Color, 1969, 90m.
Directed by Richard Lester
Starring Ralph Richardson, Peter Cook, Dudley Moore, Spike Milligan, Rita Tushingham, Richard Warwick, Michael Hordern, Roy Kinnear, Frank Thornton, Mona Washbourne
BFI (Blu-Ray) (UK RB HD) (DVD UK R2 PAL) / WS (1.85:1)(16:9)

After England has been decimated by a nuclear war, twenty survivors mill about the desolate, debris-strewn wasteland performing twisted variations on their normal daily rituals. The BBC still exists thanks to a newscaster (Thornton) who stands in front of a blown-out TV set offering background exposition, and many of the survivors are either mutating into furniture or animals or being told they're dead even when they clearly aren't. Among these lost souls going mad are a pregnant teen (Tushingham) endlessly riding an underground train with her family, a lunatic nurse (Feldman), a lord afraid he's transforming into the titular bed sitting room (Richardson), two airborne police officers (Moore and Cook), and a lone mailman (Milligan, who co-authored the source play with John Antrobus). Their fates intertwine in a series of darkly comic sketches which pile on top of each other in front of increasingly surreal vistas, including a mostly submerged cathedral and the climactic transformations of several key characters.

It's a shame midnight movies didn't really catch on until the early '70s, as Richard Lester's absurdly ahead-of-its-time The Bed-Sitting Room seems perfectly pitched for late night audiences. Absurdist humor with a pitch-black complexion rules this post-nuclear gallery of characters, featuring a host of terrific British performers. Critics at the time were confounded and hardly amused by this depiction of a fallout-laden society where mutation and death linger in many of the punch lines, an approach later picked up to much greater acclaim in the U.S. with A Boy and His Dog. Unfortunately Lester, a hot property at the time thanks to A Hard Day's Night and The Knack, suffered a serious career setback from which he didn't recover until years later with The Three Musketeers and the underrated Juggernaut. Incredibly shot by the talented David Watkin (who used a similar visual approach later on Ken Russell's The Devils), this film will be a severe eye-opener for fans of another expatriate American director, Terry Gilliam, whose Brazil and Time Bandits owe a particular debt to this aesthetic approach of this film. Its status as a forerunner to Monty Python is valid as well, particularly the random, "realistic" absurdity of Monty Python and the Holy Grail, while the presence of Beyond the Fringe vets Cook and Moore (the hottest comedy duo in the UK at the time, fresh off of Stanley Donen's classic Bedazzled) forms a nice link between two generations of comedy as well. As the liner notes point out, the fact that virtually all of the lead players have died (even the younger ones) adds to the eerie, detached feeling of the film, which would play much better on a double bill with something by Jodorowsky or Lynch than a "traditional" British comedy.

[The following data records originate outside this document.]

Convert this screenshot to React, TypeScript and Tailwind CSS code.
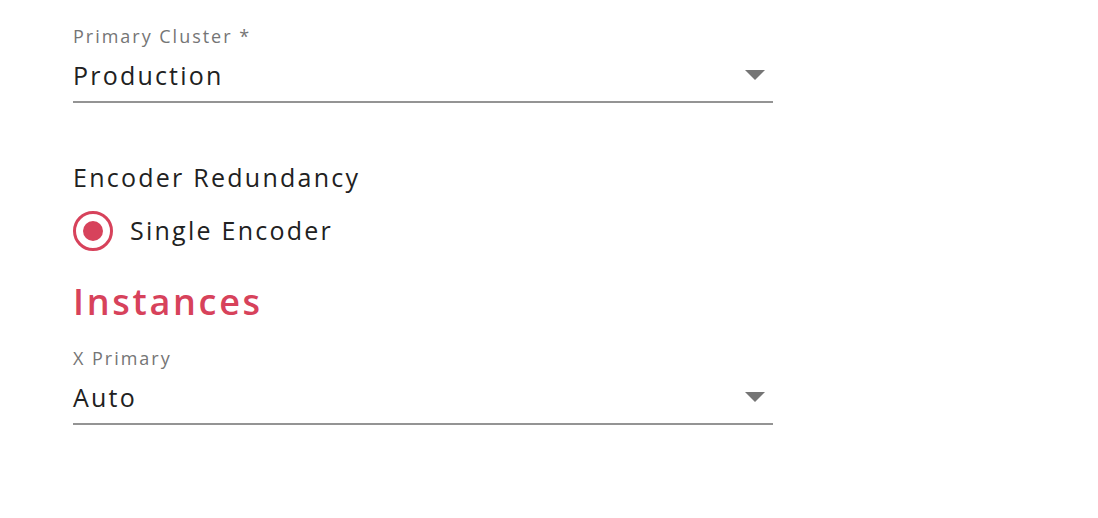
import { useState } from "react";

const Caret = () => (
  <svg width="20" height="10" viewBox="0 0 20 10" className="shrink-0">
    <path d="M0 0 L20 0 L10 10 Z" fill="#757575" />
  </svg>
);

const SelectField = ({ label, value, className }: { label: string; value: string; className?: string }) => (
  <div className={`w-[700px] ${className ?? ""}`}>
    <div className="text-[18px] leading-[22px] tracking-[0.11em] text-[#757575]">{label}</div>
    <div className="mt-[12px] flex h-[32px] items-center justify-between pr-[8px]">
      <span className="text-[25px] leading-[32px] tracking-[0.088em] text-[#212121]">{value}</span>
      <Caret />
    </div>
    <div className="mt-[10px] h-[2px] bg-[#949494]" />
  </div>
);

const App = () => {
  const [redundancy, setRedundancy] = useState("single");

  return (
    <div className="h-[518px] w-full bg-white pl-[73px] pt-[25px] font-['Open_Sans',sans-serif]">
      <SelectField label="Primary Cluster *" value="Production" />

      <div className="mt-[58px] text-[25px] leading-[32px] tracking-[0.09em] text-[#212121]">
        Encoder Redundancy
      </div>

      <label className="mt-[18px] flex h-[40px] items-center gap-[17px]">
        <button
          onClick={() => setRedundancy("single")}
          className="flex h-[40px] w-[40px] items-center justify-center rounded-full border-[3px] border-[#d7425b]"
        >
          {redundancy === "single" && <span className="h-[20px] w-[20px] rounded-full bg-[#d7425b]" />}
        </button>
        <span className="-mt-[2px] text-[25px] leading-[32px] tracking-[0.09em] text-[#212121]">Single Encoder</span>
      </label>

      <h2 className="mt-[29px] text-[36px] font-semibold leading-[44px] tracking-[0.075em] text-[#d7425b]">
        Instances
      </h2>

      <SelectField label="X Primary" value="Auto" className="mt-[23px]" />
    </div>
  );
};

export default App;
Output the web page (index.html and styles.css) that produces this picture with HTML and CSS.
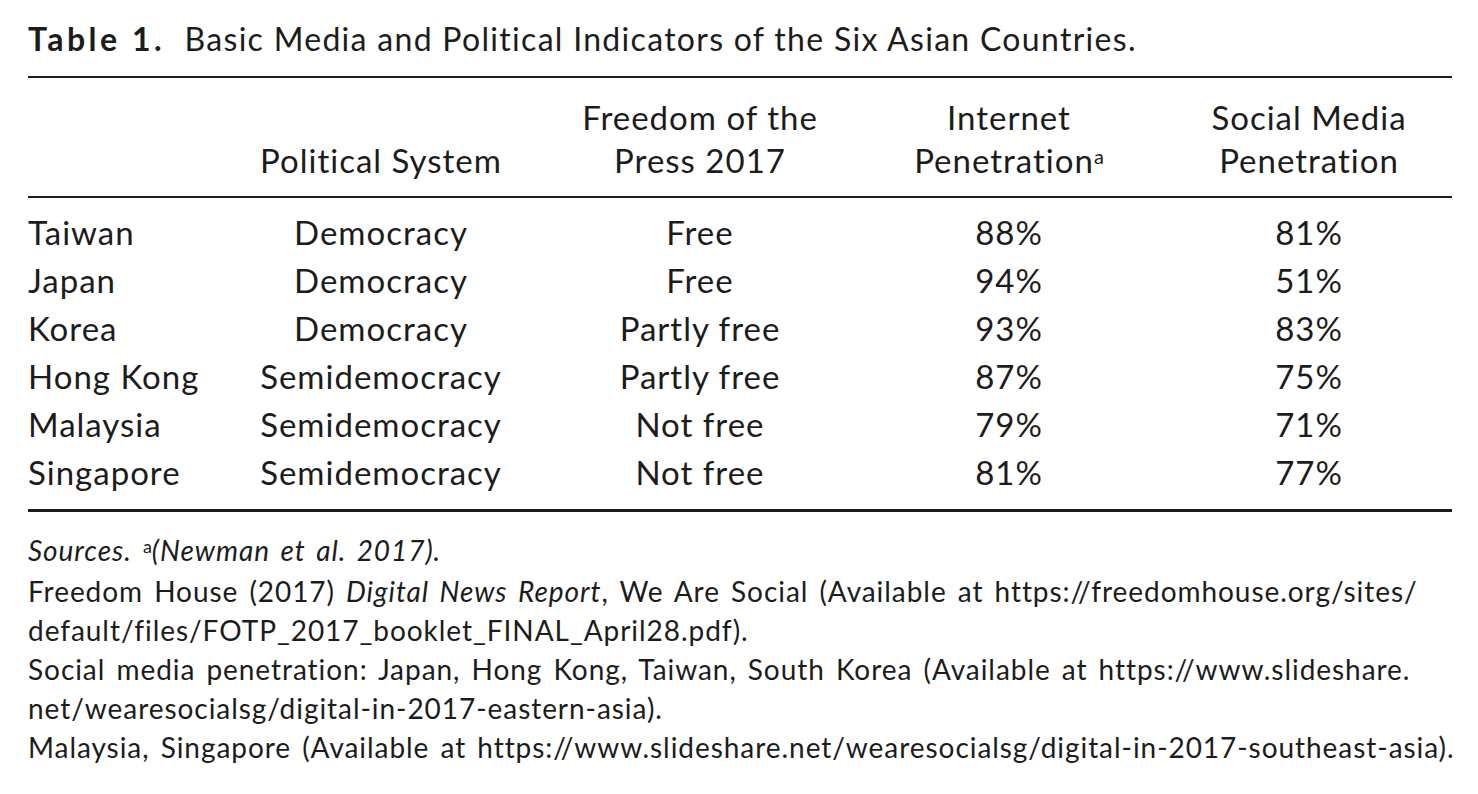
FILE: index.html
```html
<!DOCTYPE html>
<html lang="en">
<head>
<meta charset="utf-8">
<title>Table 1</title>
<link rel="stylesheet" href="styles.css">
</head>
<body>
<div class="page">
  <h1 class="title"><b>Table 1.</b> Basic Media and Political Indicators of the Six Asian Countries.</h1>
  <div class="table">
    <div class="head">
      <div class="c c1"></div>
      <div class="c c2"><br>Political System</div>
      <div class="c c3">Freedom of the<br>Press 2017</div>
      <div class="c c4">Internet<br>Penetration<sup>a</sup></div>
      <div class="c c5">Social Media<br>Penetration</div>
    </div>
    <div class="body">
      <div class="row"><div class="c c1">Taiwan</div><div class="c c2">Democracy</div><div class="c c3">Free</div><div class="c c4">88%</div><div class="c c5">81%</div></div>
      <div class="row"><div class="c c1">Japan</div><div class="c c2">Democracy</div><div class="c c3">Free</div><div class="c c4">94%</div><div class="c c5">51%</div></div>
      <div class="row"><div class="c c1">Korea</div><div class="c c2">Democracy</div><div class="c c3">Partly free</div><div class="c c4">93%</div><div class="c c5">83%</div></div>
      <div class="row"><div class="c c1">Hong Kong</div><div class="c c2">Semidemocracy</div><div class="c c3">Partly free</div><div class="c c4">87%</div><div class="c c5">75%</div></div>
      <div class="row"><div class="c c1">Malaysia</div><div class="c c2">Semidemocracy</div><div class="c c3">Not free</div><div class="c c4">79%</div><div class="c c5">71%</div></div>
      <div class="row"><div class="c c1">Singapore</div><div class="c c2">Semidemocracy</div><div class="c c3">Not free</div><div class="c c4">81%</div><div class="c c5">77%</div></div>
    </div>
  </div>
  <div class="notes">
    <p class="src"><i>Sources.</i> <sup>a</sup><i>(Newman et al. 2017).</i></p>
    <p>Freedom House (2017) <i>Digital News Report</i>, We Are Social (Available at https://freedomhouse.org/sites/<br>default/files/FOTP_2017_booklet_FINAL_April28.pdf).<br>Social media penetration: Japan, Hong Kong, Taiwan, South Korea (Available at https://www.slideshare.<br>net/wearesocialsg/digital-in-2017-eastern-asia).<br>Malaysia, Singapore (Available at https://www.slideshare.net/wearesocialsg/digital-in-2017-southeast-asia).</p>
  </div>
</div>
</body>
</html>
```

FILE: styles.css
```css
html, body {
  margin: 0;
  padding: 0;
  background: #ffffff;
}

body {
  font-family: Lato, "Open Sans", "DejaVu Sans", sans-serif;
  color: #1c1c1c;
}

.page {
  width: 1424px;
  padding: 19px 0 0 28px;
}

.title {
  margin: 0;
  font-size: 32px;
  line-height: 40px;
  font-weight: 400;
  letter-spacing: 1.3px;
  white-space: nowrap;
}

.title b {
  font-weight: 700;
  letter-spacing: 3.5px;
  margin-right: 10px;
}

.table {
  margin-top: 17px;
  border-top: 2px solid #1c1c1c;
  border-bottom: 3px solid #1c1c1c;
  font-size: 33px;
  letter-spacing: 1px;
}

.head {
  display: flex;
  padding: 18px 0 14px;
  line-height: 43px;
  border-bottom: 2px solid #1c1c1c;
}

.body {
  padding: 10px 0 13px;
}

.row {
  display: flex;
  line-height: 48px;
}

.c {
  white-space: nowrap;
  text-align: center;
}

.c1 { width: 212px; text-align: left; }
.c2 { width: 282px; }
.c3 { width: 356px; }
.c4 { width: 262px; }
.c5 { width: 286px; padding-left: 26px; }

.head sup {
  font-size: 20px;
  line-height: 0;
  vertical-align: 9px;
  letter-spacing: 0;
}

.notes {
  margin-top: 19px;
  font-size: 28px;
  line-height: 39px;
  letter-spacing: 0.95px;
  word-spacing: 3px;
}

.notes p {
  margin: 0;
  white-space: nowrap;
}

.notes .src {
  margin-bottom: 2px;
}

.notes sup {
  font-size: 18px;
  line-height: 0;
  vertical-align: 8px;
  letter-spacing: 0;
}
```
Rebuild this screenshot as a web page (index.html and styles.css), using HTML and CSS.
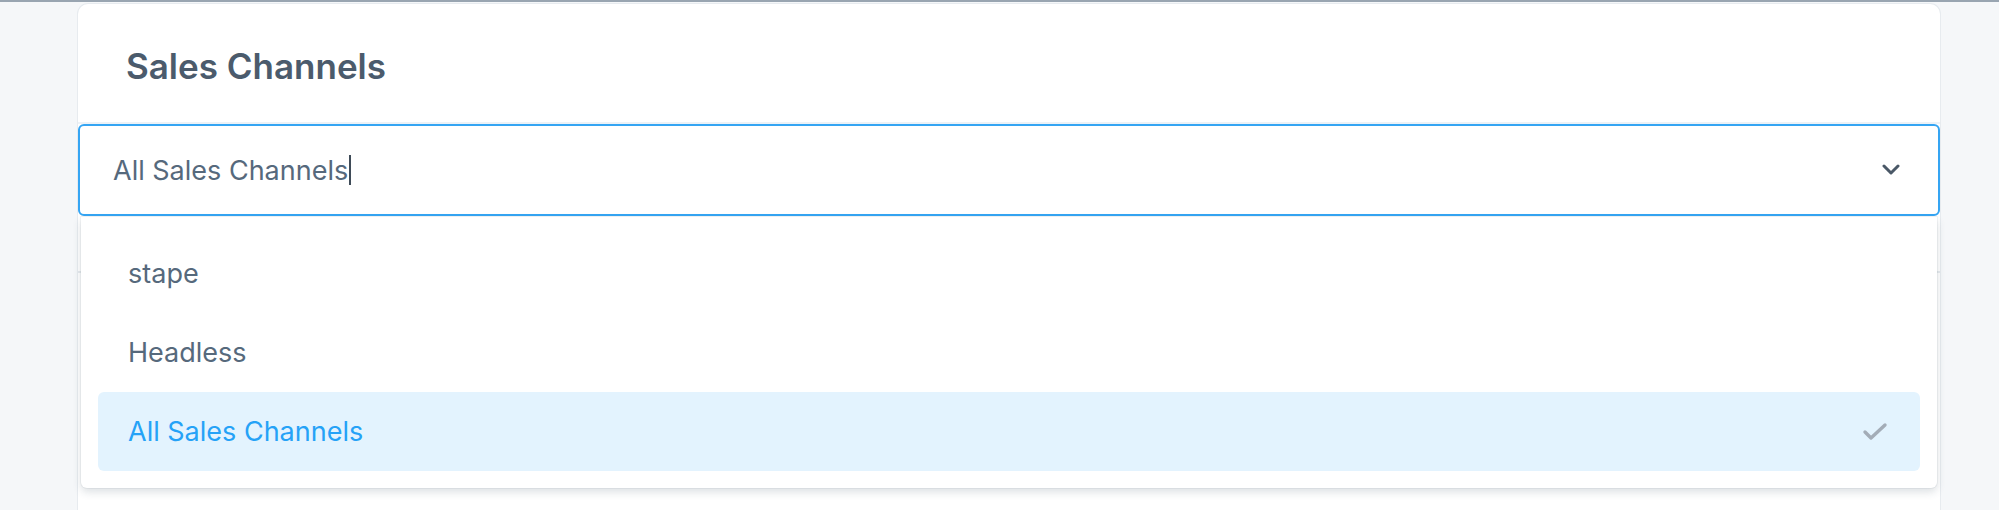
FILE: index.html
```
<!DOCTYPE html>
<html lang="en">
<head>
<meta charset="utf-8">
<title>Sales Channels</title>
<link rel="stylesheet" href="styles.css">
</head>
<body>
<div class="topbar"></div>
<main class="page">
  <section class="card">
    <header class="card-header">
      <h2 class="title">Sales Channels</h2>
    </header>
    <div class="select-wrap">
      <div class="select">
        <span class="select-value">All Sales Channels</span><span class="caret"></span>
        <svg class="chevron" width="18" height="12" viewBox="0 0 18 12"><polyline points="2,2 9,9 16,2" fill="none" stroke="#4a5867" stroke-width="3" stroke-linecap="round" stroke-linejoin="round"/></svg>
      </div>
      <ul class="dropdown">
        <li class="option">stape</li>
        <li class="option">Headless</li>
        <li class="option selected">All Sales Channels
          <svg class="check" width="26" height="20" viewBox="0 0 26 20"><polyline points="3,10 9,16 23,3" fill="none" stroke="#a3acb7" stroke-width="3.4" stroke-linecap="round" stroke-linejoin="round"/></svg>
        </li>
      </ul>
    </div>
    <div class="card-body"></div>
    <div class="card-section"></div>
  </section>
</main>
</body>
</html>
```
FILE: styles.css
```
html, body {
  margin: 0;
  padding: 0;
  height: 100%;
  overflow: hidden;
}
body {
  background: #f5f7f9;
  font-family: Inter, "Noto Sans", sans-serif;
  color: #56697c;
}
.topbar {
  height: 2px;
  background: #99a5b1;
}
.page {
  padding: 2px 59px 0 78px;
}
.card {
  background: #ffffff;
  border-radius: 10px 10px 0 0;
  box-shadow: 0 0 0 1px #e7ebef;
  min-height: 520px;
}
.card-header {
  height: 120px;
  display: flex;
  align-items: center;
  padding: 6px 0 0 48px;
  border-bottom: 2px solid #edf2f7;
  box-sizing: border-box;
}
.title {
  margin: 0;
  font-size: 35px;
  font-weight: 600;
  color: #4b5b6c;
  letter-spacing: 0;
}
.select-wrap {
  position: relative;
}
.select {
  height: 92px;
  box-sizing: border-box;
  border: 2px solid #35a5f3;
  border-radius: 6px;
  display: flex;
  align-items: center;
  padding: 0 38px 0 33px;
  font-size: 27px;
  color: #56697c;
}
.caret {
  display: inline-block;
  width: 2px;
  height: 30px;
  background: #3f4b58;
  margin-left: 1px;
}
.chevron {
  margin-left: auto;
}
.dropdown {
  position: absolute;
  top: 93px;
  left: 3px;
  right: 3px;
  margin: 0;
  padding: 17px;
  list-style: none;
  background: #ffffff;
  border-radius: 0 0 6px 6px;
  box-shadow: 0 4px 8px rgba(40, 60, 80, 0.16), 0 0 0 1px rgba(40, 60, 80, 0.05);
  z-index: 2;
}
.option {
  height: 79px;
  display: flex;
  align-items: center;
  padding: 0 32px 0 30px;
  font-size: 27px;
  color: #56697c;
  border-radius: 6px;
}
.option.selected {
  background: #e3f3fe;
  color: #25a2f7;
}
.check {
  margin-left: auto;
}
.card-body {
  height: 55px;
  border-bottom: 2px solid #e7ebef;
}
.card-section {
  height: 200px;
}
```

Thanks to its failure at the box office, The Bed-Sitting Room never received an official video release for thirty years and had to earn its reputation through word of mouth and fleeting late-night TV screenings, not to mention the deep underground bootleg videos. For reasons best known only to the movie goods, an HD master was created by MGM and broadcast internationally on a handful of HD channels, despite the fact that they had never released it on video in any format. Thankfully the BFI then picked up the ball with a release using the same master with some additional damage clean-up, and the results are incredibly impressive. The picture quality is pin-sharp (check out the early shot of Hornden atop a mountain of shoes), doing full justice to the ambitious, texture-laden compositions, and from start to finish it's a wonderfully immersive, film-like presentation that surpasses the hi-def airing by a surprising margin. (For one thing, it's no longer interlaced.) This also marks an early entry in the company's promising Flipside series, which is dedicated to obscure and neglected cult items from Britain's filmic history. If this is any indication of what to expect, collectors have quite a few treats in store. Optional English subtitles are also included, which is helpful for some of the more rapid-fire dialogue. (As with some other BFI releases, the Blu-Ray is Region B encoded, so American consumers should find this a prime reason to invest in an all-region player since the odds of MGM ever doing this themselves on BD are very slim indeed.) As for extras, you get the original theatrical trailer and three 1967 interviews from Bernard Braden's Then and Now interview program with Lester (promoting How I Won the War), Milligan, and Cook, the last of whom unsurprisingly gets most of the highlights. A hefty booklet also contains liner notes by Michael Brooke, a Russell Campbell review from 1970, and a Lester bio by Neil Sinyard.